**Request:** From the entries that follow, reproduce exactly and only the lines from the line with "Recreate this image" to the line with "string; value: string", endpoints included.

**Excerpted data:**
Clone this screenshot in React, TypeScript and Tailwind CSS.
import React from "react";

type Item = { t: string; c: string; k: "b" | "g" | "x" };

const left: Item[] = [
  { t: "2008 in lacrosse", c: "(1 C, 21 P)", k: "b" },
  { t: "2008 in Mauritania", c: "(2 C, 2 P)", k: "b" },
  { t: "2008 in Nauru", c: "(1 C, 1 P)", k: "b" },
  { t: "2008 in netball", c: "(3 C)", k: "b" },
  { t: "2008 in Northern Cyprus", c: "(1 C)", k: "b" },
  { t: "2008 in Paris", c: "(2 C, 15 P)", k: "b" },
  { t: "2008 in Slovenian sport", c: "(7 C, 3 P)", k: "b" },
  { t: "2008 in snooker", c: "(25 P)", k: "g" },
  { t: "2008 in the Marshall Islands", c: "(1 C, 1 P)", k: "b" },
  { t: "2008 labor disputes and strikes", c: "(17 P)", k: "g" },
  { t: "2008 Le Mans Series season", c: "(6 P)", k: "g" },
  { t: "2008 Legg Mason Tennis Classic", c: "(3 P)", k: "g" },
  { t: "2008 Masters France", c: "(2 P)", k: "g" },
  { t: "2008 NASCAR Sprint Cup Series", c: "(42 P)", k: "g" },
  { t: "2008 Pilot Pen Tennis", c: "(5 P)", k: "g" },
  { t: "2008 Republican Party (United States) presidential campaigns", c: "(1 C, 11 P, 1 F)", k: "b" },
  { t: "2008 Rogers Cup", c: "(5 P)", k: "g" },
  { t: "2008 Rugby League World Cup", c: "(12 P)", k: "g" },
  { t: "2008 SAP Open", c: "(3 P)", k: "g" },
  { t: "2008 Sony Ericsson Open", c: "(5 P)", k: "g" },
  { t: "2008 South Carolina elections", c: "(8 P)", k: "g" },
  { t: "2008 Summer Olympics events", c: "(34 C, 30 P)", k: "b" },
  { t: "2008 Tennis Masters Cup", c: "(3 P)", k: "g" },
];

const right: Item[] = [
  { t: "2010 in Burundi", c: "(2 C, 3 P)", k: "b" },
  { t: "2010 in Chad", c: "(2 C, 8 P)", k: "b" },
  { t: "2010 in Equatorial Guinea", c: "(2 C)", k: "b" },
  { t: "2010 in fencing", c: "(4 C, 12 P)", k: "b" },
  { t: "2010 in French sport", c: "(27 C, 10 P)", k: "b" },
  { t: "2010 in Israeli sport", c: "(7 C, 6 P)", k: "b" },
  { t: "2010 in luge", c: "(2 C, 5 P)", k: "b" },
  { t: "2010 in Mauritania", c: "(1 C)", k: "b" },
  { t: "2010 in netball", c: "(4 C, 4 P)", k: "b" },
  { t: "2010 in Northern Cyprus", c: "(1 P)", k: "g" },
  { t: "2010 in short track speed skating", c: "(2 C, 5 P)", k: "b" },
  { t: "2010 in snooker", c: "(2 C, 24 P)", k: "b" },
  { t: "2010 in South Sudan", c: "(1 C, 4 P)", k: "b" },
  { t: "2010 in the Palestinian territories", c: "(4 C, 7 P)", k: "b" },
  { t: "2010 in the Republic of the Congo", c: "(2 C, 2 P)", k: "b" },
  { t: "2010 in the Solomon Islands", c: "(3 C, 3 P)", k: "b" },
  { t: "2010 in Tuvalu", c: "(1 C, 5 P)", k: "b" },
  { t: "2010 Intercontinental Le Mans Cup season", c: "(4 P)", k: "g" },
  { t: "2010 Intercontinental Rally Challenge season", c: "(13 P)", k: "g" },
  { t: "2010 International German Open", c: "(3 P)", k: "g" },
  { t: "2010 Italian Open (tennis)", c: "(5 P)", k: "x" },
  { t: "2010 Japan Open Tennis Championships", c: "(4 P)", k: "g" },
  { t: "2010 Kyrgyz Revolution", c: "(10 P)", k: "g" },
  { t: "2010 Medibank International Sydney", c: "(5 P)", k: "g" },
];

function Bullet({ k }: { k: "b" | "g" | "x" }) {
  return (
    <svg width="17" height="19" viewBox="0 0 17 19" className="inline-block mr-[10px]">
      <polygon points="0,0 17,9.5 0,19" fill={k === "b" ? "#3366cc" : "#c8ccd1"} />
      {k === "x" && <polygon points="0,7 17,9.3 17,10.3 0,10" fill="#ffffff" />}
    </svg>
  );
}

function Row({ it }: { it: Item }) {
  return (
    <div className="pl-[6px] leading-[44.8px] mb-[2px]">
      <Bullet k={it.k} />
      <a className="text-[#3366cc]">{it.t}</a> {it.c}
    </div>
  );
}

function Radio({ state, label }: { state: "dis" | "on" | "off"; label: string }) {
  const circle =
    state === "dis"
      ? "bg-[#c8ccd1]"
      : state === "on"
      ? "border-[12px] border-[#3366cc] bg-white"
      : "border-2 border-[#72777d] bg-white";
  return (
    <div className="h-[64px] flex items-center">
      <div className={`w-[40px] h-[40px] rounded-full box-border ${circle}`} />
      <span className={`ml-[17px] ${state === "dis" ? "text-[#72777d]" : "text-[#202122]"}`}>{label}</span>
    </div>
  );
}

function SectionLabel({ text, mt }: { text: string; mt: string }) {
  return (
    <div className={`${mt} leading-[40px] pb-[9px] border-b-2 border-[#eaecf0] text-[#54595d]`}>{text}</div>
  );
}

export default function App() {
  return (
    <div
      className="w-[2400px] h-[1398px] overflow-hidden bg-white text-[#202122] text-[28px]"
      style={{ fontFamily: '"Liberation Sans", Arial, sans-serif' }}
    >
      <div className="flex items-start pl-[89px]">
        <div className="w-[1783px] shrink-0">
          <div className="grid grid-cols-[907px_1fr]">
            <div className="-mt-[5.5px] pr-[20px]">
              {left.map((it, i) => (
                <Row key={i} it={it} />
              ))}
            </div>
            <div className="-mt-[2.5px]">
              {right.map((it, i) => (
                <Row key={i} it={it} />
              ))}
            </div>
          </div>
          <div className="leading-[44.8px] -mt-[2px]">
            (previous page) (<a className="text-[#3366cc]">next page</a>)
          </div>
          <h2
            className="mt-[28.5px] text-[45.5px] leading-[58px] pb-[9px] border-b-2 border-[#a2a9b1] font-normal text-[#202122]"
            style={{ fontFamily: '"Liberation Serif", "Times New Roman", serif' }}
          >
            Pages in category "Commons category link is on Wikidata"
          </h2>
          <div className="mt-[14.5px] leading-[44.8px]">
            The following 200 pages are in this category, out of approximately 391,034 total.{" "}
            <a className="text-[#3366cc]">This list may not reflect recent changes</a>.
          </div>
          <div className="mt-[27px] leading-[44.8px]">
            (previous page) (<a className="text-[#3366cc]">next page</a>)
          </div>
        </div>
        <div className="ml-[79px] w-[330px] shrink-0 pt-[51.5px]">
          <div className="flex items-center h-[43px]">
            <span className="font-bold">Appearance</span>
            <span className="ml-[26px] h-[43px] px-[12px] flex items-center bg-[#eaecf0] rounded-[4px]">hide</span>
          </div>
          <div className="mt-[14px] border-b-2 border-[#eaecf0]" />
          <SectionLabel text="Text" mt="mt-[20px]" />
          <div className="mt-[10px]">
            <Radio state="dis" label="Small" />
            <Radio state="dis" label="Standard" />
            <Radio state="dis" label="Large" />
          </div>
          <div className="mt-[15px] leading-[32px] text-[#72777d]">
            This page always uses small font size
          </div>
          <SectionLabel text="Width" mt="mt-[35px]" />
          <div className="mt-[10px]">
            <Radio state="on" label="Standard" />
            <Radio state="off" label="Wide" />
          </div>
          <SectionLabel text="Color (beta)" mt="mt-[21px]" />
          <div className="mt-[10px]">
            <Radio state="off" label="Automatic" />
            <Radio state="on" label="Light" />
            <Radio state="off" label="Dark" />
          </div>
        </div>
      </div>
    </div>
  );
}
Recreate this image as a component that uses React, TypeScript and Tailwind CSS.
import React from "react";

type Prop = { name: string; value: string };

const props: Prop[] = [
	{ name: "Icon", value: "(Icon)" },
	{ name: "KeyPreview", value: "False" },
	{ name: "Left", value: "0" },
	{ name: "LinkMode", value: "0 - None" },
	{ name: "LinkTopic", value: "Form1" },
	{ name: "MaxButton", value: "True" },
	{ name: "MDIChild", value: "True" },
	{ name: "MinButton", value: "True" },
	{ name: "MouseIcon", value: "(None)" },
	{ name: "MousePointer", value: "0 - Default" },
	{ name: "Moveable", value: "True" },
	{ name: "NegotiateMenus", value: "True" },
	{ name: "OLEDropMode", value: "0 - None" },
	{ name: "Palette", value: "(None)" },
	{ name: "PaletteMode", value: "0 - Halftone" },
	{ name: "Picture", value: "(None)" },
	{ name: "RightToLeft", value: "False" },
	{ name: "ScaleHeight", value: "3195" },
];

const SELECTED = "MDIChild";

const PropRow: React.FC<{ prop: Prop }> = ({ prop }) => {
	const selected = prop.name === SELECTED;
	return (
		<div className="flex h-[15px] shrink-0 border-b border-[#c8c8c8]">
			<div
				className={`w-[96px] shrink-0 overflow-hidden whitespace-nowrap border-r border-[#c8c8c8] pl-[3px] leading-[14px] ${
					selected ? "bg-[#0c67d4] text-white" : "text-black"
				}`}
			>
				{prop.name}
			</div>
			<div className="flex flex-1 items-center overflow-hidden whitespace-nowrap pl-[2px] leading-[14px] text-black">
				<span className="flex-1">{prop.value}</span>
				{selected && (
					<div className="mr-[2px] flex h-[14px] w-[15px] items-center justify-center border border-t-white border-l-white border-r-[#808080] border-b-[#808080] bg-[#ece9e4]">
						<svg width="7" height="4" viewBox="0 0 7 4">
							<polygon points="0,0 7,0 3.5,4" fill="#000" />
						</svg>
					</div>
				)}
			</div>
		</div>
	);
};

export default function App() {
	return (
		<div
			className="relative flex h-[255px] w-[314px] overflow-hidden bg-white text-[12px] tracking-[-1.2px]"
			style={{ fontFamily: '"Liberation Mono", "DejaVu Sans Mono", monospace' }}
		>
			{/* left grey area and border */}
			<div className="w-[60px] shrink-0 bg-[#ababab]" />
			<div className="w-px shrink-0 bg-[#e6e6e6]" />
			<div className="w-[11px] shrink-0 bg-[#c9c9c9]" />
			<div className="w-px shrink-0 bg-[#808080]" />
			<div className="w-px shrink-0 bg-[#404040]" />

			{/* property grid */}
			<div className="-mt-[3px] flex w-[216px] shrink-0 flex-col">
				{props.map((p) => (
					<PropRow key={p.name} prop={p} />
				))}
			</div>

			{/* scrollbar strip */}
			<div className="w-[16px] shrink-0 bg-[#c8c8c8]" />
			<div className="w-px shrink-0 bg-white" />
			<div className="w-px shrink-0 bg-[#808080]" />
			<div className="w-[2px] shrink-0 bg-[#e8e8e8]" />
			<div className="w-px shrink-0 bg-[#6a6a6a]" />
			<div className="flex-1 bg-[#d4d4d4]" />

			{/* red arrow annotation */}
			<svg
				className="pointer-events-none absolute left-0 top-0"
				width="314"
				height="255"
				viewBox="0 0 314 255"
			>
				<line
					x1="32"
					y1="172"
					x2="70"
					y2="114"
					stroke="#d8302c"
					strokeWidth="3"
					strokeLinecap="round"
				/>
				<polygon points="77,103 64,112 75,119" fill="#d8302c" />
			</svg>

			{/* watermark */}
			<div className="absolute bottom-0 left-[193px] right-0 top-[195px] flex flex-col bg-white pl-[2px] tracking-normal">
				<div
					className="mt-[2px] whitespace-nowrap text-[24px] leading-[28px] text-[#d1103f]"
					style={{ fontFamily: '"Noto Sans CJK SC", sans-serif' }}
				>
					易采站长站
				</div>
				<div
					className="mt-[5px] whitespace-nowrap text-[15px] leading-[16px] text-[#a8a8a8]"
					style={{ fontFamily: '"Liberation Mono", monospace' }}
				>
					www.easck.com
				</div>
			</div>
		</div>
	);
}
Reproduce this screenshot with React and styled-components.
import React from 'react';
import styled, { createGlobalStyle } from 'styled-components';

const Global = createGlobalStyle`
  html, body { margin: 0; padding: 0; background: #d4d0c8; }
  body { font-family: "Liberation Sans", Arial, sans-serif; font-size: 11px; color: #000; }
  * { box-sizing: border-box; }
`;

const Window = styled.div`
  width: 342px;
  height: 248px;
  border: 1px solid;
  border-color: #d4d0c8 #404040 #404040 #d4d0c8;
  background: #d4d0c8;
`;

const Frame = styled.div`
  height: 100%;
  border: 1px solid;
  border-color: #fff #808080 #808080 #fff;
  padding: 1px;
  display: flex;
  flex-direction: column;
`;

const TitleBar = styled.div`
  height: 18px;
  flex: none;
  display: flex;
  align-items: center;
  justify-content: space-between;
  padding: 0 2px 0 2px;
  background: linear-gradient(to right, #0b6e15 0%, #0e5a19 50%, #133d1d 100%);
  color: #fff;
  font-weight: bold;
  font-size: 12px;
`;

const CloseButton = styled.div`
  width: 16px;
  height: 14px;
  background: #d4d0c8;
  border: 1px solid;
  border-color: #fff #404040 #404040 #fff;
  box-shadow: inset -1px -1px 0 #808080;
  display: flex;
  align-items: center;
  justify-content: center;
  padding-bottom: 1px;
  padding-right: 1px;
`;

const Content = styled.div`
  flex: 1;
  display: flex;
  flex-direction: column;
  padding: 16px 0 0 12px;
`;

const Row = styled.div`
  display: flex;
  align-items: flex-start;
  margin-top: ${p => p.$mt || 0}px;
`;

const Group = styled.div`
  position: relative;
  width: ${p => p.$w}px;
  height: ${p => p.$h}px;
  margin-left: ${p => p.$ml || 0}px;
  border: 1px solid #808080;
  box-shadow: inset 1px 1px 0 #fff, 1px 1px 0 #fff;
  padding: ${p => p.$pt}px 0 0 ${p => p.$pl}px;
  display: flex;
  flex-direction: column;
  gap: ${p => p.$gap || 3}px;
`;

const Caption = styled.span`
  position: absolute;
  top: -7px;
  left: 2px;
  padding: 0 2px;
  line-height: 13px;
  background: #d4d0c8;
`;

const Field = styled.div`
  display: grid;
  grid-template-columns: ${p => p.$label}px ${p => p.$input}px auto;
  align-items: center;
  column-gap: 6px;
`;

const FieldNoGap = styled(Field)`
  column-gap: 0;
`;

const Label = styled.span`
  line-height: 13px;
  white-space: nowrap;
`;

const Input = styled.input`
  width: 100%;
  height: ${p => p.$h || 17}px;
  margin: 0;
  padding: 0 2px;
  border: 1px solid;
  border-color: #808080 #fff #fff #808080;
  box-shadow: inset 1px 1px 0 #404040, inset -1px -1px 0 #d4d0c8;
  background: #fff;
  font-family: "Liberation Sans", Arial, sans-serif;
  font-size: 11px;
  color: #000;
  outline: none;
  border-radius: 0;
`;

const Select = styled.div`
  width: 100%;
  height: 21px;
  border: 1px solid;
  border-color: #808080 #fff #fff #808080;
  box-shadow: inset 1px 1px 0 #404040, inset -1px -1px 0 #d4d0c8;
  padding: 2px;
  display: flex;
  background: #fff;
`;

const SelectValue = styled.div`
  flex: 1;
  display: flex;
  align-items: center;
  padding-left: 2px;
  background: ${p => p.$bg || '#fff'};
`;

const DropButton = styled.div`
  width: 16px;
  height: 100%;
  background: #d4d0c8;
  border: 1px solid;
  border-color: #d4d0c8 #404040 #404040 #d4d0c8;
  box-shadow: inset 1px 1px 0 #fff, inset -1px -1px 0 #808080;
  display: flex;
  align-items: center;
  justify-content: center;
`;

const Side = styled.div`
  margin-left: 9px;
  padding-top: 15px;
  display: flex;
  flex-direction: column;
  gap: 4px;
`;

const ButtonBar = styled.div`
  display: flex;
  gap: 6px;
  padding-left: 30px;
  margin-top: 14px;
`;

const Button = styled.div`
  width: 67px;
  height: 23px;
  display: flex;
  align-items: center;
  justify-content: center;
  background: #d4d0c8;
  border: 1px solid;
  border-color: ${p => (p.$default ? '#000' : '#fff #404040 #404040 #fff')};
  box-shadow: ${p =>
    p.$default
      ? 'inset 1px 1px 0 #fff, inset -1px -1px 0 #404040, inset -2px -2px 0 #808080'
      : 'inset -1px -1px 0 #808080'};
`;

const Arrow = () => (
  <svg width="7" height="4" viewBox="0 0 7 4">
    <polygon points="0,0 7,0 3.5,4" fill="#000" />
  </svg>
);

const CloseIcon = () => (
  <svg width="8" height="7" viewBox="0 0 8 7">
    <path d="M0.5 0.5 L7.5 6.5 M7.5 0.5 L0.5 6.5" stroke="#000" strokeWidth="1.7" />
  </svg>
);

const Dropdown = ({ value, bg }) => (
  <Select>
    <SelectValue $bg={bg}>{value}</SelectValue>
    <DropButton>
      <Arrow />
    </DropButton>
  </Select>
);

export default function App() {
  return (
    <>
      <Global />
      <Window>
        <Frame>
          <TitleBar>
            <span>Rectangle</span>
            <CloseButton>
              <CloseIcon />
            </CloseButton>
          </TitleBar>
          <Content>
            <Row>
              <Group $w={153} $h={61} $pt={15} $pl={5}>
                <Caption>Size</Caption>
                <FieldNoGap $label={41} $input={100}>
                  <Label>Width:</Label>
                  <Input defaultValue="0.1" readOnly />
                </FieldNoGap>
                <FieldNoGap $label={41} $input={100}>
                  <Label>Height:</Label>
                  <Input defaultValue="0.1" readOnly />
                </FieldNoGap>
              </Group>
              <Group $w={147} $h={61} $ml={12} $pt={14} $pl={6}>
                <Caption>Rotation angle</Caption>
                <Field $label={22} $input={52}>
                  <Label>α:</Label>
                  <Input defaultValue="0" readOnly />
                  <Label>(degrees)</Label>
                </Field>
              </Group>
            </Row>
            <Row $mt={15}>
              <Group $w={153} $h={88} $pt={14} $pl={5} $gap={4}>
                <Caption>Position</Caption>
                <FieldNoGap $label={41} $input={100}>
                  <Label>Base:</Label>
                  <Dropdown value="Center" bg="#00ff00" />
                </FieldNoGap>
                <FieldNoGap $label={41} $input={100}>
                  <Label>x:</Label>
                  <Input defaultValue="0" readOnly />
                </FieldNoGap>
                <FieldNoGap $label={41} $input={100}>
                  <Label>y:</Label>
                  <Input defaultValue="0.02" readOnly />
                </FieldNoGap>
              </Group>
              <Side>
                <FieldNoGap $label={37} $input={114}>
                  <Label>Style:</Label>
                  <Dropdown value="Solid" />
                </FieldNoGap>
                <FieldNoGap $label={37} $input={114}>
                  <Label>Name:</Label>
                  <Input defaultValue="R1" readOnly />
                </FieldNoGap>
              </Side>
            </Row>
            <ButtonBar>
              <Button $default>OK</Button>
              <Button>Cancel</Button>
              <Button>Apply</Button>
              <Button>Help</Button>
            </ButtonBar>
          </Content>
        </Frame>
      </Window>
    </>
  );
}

**The solution:**
Recreate this image as a component that uses React, TypeScript and Tailwind CSS.
import React from "react";

type Prop = { name: string; value: string };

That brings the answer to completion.